WORK INSTRUCTIONS: Copy out every line containing the word "React".
-.-.-
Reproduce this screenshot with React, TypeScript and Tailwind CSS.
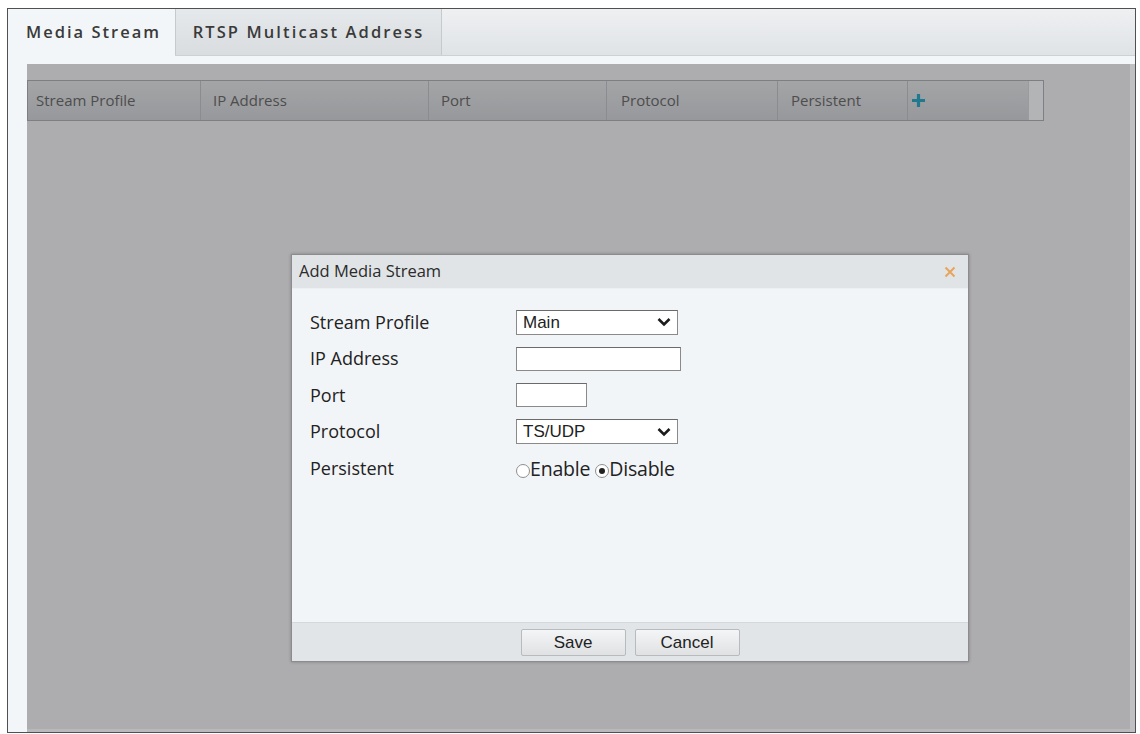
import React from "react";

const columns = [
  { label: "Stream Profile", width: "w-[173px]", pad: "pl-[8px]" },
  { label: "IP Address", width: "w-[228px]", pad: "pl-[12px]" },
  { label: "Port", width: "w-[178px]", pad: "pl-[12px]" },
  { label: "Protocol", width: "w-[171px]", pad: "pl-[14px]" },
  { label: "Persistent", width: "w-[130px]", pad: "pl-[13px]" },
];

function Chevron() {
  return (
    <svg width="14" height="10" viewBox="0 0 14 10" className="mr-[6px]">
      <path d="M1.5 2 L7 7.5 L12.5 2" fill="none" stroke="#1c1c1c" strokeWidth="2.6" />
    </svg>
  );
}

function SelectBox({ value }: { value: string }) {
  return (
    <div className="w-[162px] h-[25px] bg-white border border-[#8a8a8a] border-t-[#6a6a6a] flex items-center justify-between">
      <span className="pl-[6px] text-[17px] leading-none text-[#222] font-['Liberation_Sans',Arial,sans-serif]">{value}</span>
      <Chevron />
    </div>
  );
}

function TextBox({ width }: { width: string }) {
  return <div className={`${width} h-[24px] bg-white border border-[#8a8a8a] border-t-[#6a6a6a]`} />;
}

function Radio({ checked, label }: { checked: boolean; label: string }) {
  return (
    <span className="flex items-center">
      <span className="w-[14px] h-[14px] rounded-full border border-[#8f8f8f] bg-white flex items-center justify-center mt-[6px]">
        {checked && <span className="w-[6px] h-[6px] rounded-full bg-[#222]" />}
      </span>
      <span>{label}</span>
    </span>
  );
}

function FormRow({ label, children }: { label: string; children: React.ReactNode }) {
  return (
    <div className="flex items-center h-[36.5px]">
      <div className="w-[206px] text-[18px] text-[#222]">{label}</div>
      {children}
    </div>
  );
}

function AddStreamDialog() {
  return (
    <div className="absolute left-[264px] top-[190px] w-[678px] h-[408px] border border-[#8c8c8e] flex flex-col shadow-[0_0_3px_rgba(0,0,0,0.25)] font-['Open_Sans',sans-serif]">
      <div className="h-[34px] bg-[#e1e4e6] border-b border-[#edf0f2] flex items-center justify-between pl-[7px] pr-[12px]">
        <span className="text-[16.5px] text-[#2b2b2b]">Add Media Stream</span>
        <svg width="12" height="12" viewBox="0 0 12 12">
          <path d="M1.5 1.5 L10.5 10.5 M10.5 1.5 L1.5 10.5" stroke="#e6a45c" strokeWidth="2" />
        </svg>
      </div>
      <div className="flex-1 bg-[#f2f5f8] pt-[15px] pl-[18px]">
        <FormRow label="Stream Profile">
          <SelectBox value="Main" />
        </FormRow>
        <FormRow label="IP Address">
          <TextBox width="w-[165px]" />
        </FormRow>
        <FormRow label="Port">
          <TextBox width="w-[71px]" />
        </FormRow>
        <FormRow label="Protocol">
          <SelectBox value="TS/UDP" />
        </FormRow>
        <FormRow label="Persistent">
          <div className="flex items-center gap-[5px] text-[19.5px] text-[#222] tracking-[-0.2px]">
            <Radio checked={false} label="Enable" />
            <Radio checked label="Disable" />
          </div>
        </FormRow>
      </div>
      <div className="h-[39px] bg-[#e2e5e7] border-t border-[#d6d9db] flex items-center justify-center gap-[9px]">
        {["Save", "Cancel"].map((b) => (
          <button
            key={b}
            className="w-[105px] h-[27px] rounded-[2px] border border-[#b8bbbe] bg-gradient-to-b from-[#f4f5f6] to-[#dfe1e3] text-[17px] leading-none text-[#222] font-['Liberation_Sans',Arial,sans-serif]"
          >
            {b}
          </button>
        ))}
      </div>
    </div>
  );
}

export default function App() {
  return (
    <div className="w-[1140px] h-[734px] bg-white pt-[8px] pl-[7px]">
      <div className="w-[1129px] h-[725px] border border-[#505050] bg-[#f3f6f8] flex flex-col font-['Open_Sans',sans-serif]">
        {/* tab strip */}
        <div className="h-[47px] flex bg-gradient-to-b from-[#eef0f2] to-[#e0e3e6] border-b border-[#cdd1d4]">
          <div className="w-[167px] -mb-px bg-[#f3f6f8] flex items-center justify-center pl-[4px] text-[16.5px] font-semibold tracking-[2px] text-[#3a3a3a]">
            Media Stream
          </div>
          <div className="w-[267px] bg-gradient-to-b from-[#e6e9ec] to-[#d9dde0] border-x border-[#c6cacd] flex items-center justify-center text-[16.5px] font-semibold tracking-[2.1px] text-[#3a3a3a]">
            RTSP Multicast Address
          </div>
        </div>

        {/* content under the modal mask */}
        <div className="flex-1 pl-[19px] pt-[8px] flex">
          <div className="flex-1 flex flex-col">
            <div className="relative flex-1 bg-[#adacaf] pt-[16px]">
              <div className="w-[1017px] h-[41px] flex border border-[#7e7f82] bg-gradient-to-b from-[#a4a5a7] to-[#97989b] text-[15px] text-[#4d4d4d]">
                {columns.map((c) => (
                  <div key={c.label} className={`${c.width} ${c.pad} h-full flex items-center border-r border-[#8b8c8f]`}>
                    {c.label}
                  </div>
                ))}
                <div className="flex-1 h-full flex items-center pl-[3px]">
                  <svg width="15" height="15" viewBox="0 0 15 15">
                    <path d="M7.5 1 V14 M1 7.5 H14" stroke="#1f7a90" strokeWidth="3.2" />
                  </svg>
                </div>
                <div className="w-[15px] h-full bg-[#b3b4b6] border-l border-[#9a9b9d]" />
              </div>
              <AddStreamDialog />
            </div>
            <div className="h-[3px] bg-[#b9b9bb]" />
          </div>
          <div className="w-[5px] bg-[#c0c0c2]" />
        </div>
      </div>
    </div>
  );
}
-.-.-
EXPECTED OUTPUT:
Reproduce this screenshot with React, TypeScript and Tailwind CSS.
import React from "react";
function FormRow({ label, children }: { label: string; children: React.ReactNode }) {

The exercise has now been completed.